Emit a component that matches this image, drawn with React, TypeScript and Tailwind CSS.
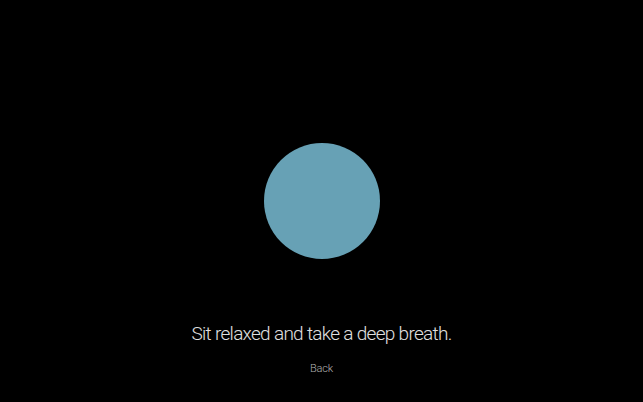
export default function App() {
  return (
    <div
      className="flex h-[402px] w-full flex-col items-center bg-black pt-[143px]"
      style={{ fontFamily: "Roboto, 'Noto Sans', sans-serif" }}
    >
      <div className="h-[116px] w-[116px] rounded-full bg-[#67a1b5]" />
      <p className="mt-[61px] text-[19px] leading-[28px] font-light tracking-[-0.7px] text-[#e0e0e0]">
        Sit relaxed and take a deep breath.
      </p>
      <button className="mt-[13px] text-[11px] leading-[16px] font-light tracking-[-0.2px] text-[#b0b0b0]">
        Back
      </button>
    </div>
  );
}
▬▬▬▬▬▬▬▬▬▬
# Challenge
Omit the pictures and output all of the other material exactly.

# Task output
Emit a component that matches this image, drawn with React, TypeScript and Tailwind CSS.
export default function App() {
  return (
    <div
      className="flex h-[402px] w-full flex-col items-center bg-black pt-[143px]"
      style={{ fontFamily: "Roboto, 'Noto Sans', sans-serif" }}
    >
      <div className="h-[116px] w-[116px] rounded-full bg-[#67a1b5]" />
      <p className="mt-[61px] text-[19px] leading-[28px] font-light tracking-[-0.7px] text-[#e0e0e0]">
        Sit relaxed and take a deep breath.
      </p>
      <button className="mt-[13px] text-[11px] leading-[16px] font-light tracking-[-0.2px] text-[#b0b0b0]">
        Back
      </button>
    </div>
  );
}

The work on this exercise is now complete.